Keep in mind you can't go below the CCRA prescribed rate, although it's only 2% currently!  Plus you can access the 25K no interest for five year loan via the IRP program as well, which means if you combine that with an interest rate buy down you can go less than 2% on your mortgage.  It has to be a fixed rate mortgage though.

I believe if you use your excess cash from an IRP move (from Custom envelope?  I forget which envelope) it's a tax free benefit vs taking the cash and using it for whatever (then you are taxed on it).   I have to double check on this but I'm almost certain this was tax free.

I'm curious if you use your posting allowance to buy down your interest rate if that money also becomes tax free... does anyone here know for certain?


----------



## MJP (14 Jan 2009)

I used it for my recent move and have an amazing fixed rate for my mortgage.  I usually use a variable rate but crunching the numbers I couldn't come close to my fixed rate that I have now.  Looking at the detailed listing of expenses I used both my Custom and my Personalized to do the mortgage buydown.  I am pretty sure that it is tax free as my tax benefit summary is really low.
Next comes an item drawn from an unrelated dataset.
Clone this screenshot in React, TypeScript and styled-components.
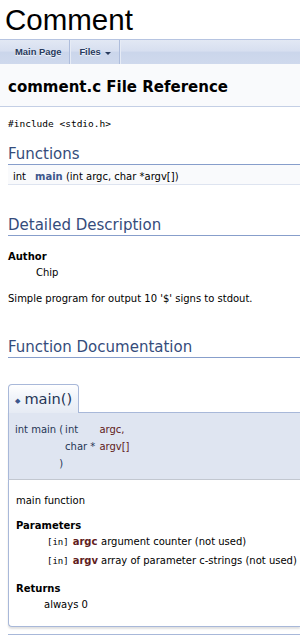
import React from "react";
import styled, { createGlobalStyle } from "styled-components";

const GlobalStyle = createGlobalStyle`
  html, body {
    margin: 0;
    padding: 0;
    background: #ffffff;
    overflow-x: hidden;
  }
  body {
    font-family: "DejaVu Sans", sans-serif;
    font-size: 10px;
    line-height: 12px;
    color: #000000;
  }
`;

const Page = styled.div`
  width: 100%;
`;

const TitleArea = styled.div`
  padding: 3px 5px;
  font-family: "Liberation Sans", Arial, sans-serif;
  font-size: 29.5px;
  line-height: 33px;
  color: #000;
`;

const NavBar = styled.div`
  display: flex;
  height: 24px;
  border-top: 1px solid #b6c4e1;
  background: linear-gradient(
    to bottom,
    #e2e8f4 0%,
    #d7dff0 45%,
    #cbd6eb 52%,
    #cfd9ed 100%
  );
`;

const NavItem = styled.div<{ $first?: boolean }>`
  display: flex;
  align-items: center;
  padding: 0 8px 0 ${(p) => (p.$first ? "15px" : "9px")};
  font-family: "Liberation Sans", Arial, sans-serif;
  font-weight: bold;
  font-size: 9.4px;
  color: #283a5d;
  text-shadow: 0 1px 1px rgba(255, 255, 255, 0.9);
  border-right: 1px solid #aebddc;
  box-shadow: 1px 0 0 #e6ebf5;
`;

const Caret = styled.span`
  display: inline-block;
  margin-left: 4px;
  margin-top: 2px;
  border-left: 3px solid transparent;
  border-right: 3px solid transparent;
  border-top: 3px solid #283a5d;
`;

const Header = styled.div`
  background: #f9fafc;
  border-bottom: 1px solid #c4cfe5;
  padding: 14px 8px 10px;
`;

const Title = styled.div`
  font-weight: bold;
  font-size: 15px;
  line-height: 18px;
`;

const Contents = styled.div`
  padding: 0 0 0 8px;
`;

const Include = styled.div`
  margin-top: 11px;
  font-family: "DejaVu Sans Mono", monospace;
  font-size: 9.5px;
  line-height: 12px;
`;

const GroupHeader = styled.h2<{ $top: number }>`
  margin: ${(p) => p.$top}px 0 0;
  font-size: 15px;
  line-height: 19px;
  font-weight: normal;
  color: #354c7b;
  border-bottom: 1px solid #879ecb;
`;

const MemberRow = styled.div`
  display: flex;
  align-items: baseline;
  padding: 6px 0 1px 5px;
  line-height: 12px;
  background: #f9fafc;
  border-bottom: 1px solid #dee4f0;
`;

const MemberType = styled.span`
  width: 22px;
`;

const MemberLink = styled.span`
  font-weight: bold;
  color: #3d578c;
`;

const Section = styled.dl<{ $top?: number }>`
  margin: ${(p) => p.$top ?? 14}px 0 0;
`;

const Term = styled.dt`
  font-weight: bold;
  line-height: 12px;
`;

const Def = styled.dd<{ $gap?: number }>`
  margin: ${(p) => p.$gap ?? 4}px 0 0 28px;
  line-height: 12px;
`;

const Para = styled.p<{ $top: number }>`
  margin: ${(p) => p.$top}px 0 0;
  line-height: 12px;
`;

const MemItem = styled.div`
  margin-top: 26px;
  display: flex;
  flex-direction: column;
  align-items: flex-start;
`;

const MemTitle = styled.div`
  display: flex;
  align-items: center;
  gap: 4px;
  height: 28px;
  padding: 0 6px;
  margin-bottom: -1px;
  position: relative;
  z-index: 1;
  border: 1px solid #a8b8d9;
  border-bottom: none;
  border-radius: 4px 4px 0 0;
  background: linear-gradient(to bottom, #ffffff 0%, #f2f5fa 40%, #e6ebf4 100%);
  font-size: 14.6px;
  color: #253555;
`;

const Diamond = styled.span`
  font-size: 7px;
  color: #3d578c;
  margin-top: 3px;
`;

const MemProto = styled.div`
  align-self: stretch;
  display: grid;
  grid-template-columns: auto auto auto auto;
  justify-content: start;
  padding: 8px 0 7px 6px;
  border: 1px solid #a8b8d9;
  border-right: none;
  border-bottom: 1px solid #c2c7d0;
  background: #dfe5f1;
  color: #253555;
  line-height: 17px;
  box-shadow: 0 1px 1px rgba(0, 0, 0, 0.12);
`;

const ProtoCell = styled.span<{ $pad?: number; $name?: boolean }>`
  padding-right: ${(p) => p.$pad ?? 0}px;
  color: ${(p) => (p.$name ? "#602020" : "inherit")};
  white-space: nowrap;
`;

const MemDoc = styled.div`
  align-self: stretch;
  padding: 15px 0 15px 7px;
  border: 1px solid #a8b8d9;
  border-top: none;
  border-right: none;
  border-bottom-left-radius: 4px;
  background: #ffffff;
  box-shadow: 0 2px 2px rgba(0, 0, 0, 0.12);
`;

const ParamTable = styled.div`
  display: grid;
  grid-template-columns: auto auto auto;
  justify-content: start;
  margin: 1px 0 0 31px;
  row-gap: 7px;
  padding: 3px 0;
`;

const Dir = styled.span`
  font-family: "DejaVu Sans Mono", monospace;
  font-size: 9px;
  padding-right: 4px;
`;

const ParamName = styled.span`
  font-weight: bold;
  color: #602020;
  padding-right: 3px;
`;

const Footer = styled.hr`
  margin: 7px 0 0;
  border: none;
  border-top: 1px solid #a8b8d9;
`;

const params = [
  { name: "argc", text: "argument counter (not used)" },
  { name: "argv", text: "array of parameter c-strings (not used)" },
];

export default function App() {
  return (
    <Page>
      <GlobalStyle />
      <TitleArea>Comment</TitleArea>
      <NavBar>
        <NavItem $first>Main Page</NavItem>
        <NavItem>
          Files
          <Caret />
        </NavItem>
      </NavBar>
      <Header>
        <Title>comment.c File Reference</Title>
      </Header>
      <Contents>
        <Include>#include &lt;stdio.h&gt;</Include>

        <GroupHeader $top={15}>Functions</GroupHeader>
        <MemberRow>
          <MemberType>int</MemberType>
          <span>
            <MemberLink>main</MemberLink> (int argc, char *argv[])
          </span>
        </MemberRow>

        <GroupHeader $top={31}>Detailed Description</GroupHeader>
        <Section $top={15}>
          <Term>Author</Term>
          <Def>Chip</Def>
        </Section>
        <Para $top={14}>Simple program for output 10 '$' signs to stdout.</Para>

        <GroupHeader $top={33}>Function Documentation</GroupHeader>
        <MemItem>
          <MemTitle>
            <Diamond>◆</Diamond>
            main()
          </MemTitle>
          <MemProto>
            <ProtoCell $pad={3}>int main</ProtoCell>
            <ProtoCell $pad={2}>(</ProtoCell>
            <ProtoCell $pad={4}>int</ProtoCell>
            <ProtoCell $name>argc,</ProtoCell>
            <ProtoCell />
            <ProtoCell />
            <ProtoCell $pad={4}>char *</ProtoCell>
            <ProtoCell $name>argv[]</ProtoCell>
            <ProtoCell />
            <ProtoCell>)</ProtoCell>
            <ProtoCell />
            <ProtoCell />
          </MemProto>
          <MemDoc>
            <div>main function</div>
            <Section $top={13}>
              <Term>Parameters</Term>
              <ParamTable>
                {params.map((p) => (
                  <React.Fragment key={p.name}>
                    <Dir>[in]</Dir>
                    <ParamName>{p.name}</ParamName>
                    <span>{p.text}</span>
                  </React.Fragment>
                ))}
              </ParamTable>
            </Section>
            <Section $top={13}>
              <Term>Returns</Term>
              <Def>always 0</Def>
            </Section>
          </MemDoc>
        </MemItem>
        <Footer />
      </Contents>
    </Page>
  );
}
I had excellent service through HLC, drop me a PM if you want the name of the person I used.  They rocked and made sure every step of the way I knew what was going on.  Highly recommended IMHO.


----------



## Cpl4Life (14 Jan 2009)

We did this and since we bought a fixxer upper for dirt cheap, we combined the buy down with our interest free home loan for a combined mortgage rate of 0.845%.  And yes, I am bragging!  >


----------



## Griswald DME (15 Jan 2009)

Cpl4Life said:
			
		

> We did this and since we bought a fixxer upper for dirt cheap, we combined the buy down with our interest free home loan for a combined mortgage rate of 0.845%.  And yes, I am bragging!  >



Holy Crap, less than 1%????


----------



## Harley Sailor (15 Jan 2009)

Cpl4Life said:
			
		

> We did this and since we bought a fixxer upper for dirt cheap, we combined the buy down with our interest free home loan for a combined mortgage rate of 0.845%.  And yes, I am bragging!  >



And to think I was happy that they dropped my renewal rate by that much


----------



## Cpl4Life (14 Mar 2009)

I noticed they dropped the prescribed rate to 1%.  Combine that with the 25K no interest and you could get damn close to 0% mortgage.


----------



## annemarielyman (24 Mar 2009)

Is this 25K loan something new?? I have never heard of it and we bought our first house 3 years ago.


----------



## Cpl4Life (10 Apr 2009)

No it's not new.  It's been around for as long as I can remember.  It's the member's responsibility to read the documents IRP gives you.  If you don't read them, you lose out on a hell of a lot of money.  I can't stress this enough.  Read those books, no matter how thick and boring they appear.  I'm serious too, because if you don't know about this and you've purchased a house (assuming it was an IRP move) then there's a lot of other stuff you're most likely missing out on.


----------



## achichirau (30 Apr 2009)

What is and how do you get this 1% prescribed rate???????


----------



## Elorajen (18 May 2009)

We took advantage of this last year, so our rate is low, but hell if it couldn't be lower. I think we are at 3.85% (this was before the interest rates started to drop). 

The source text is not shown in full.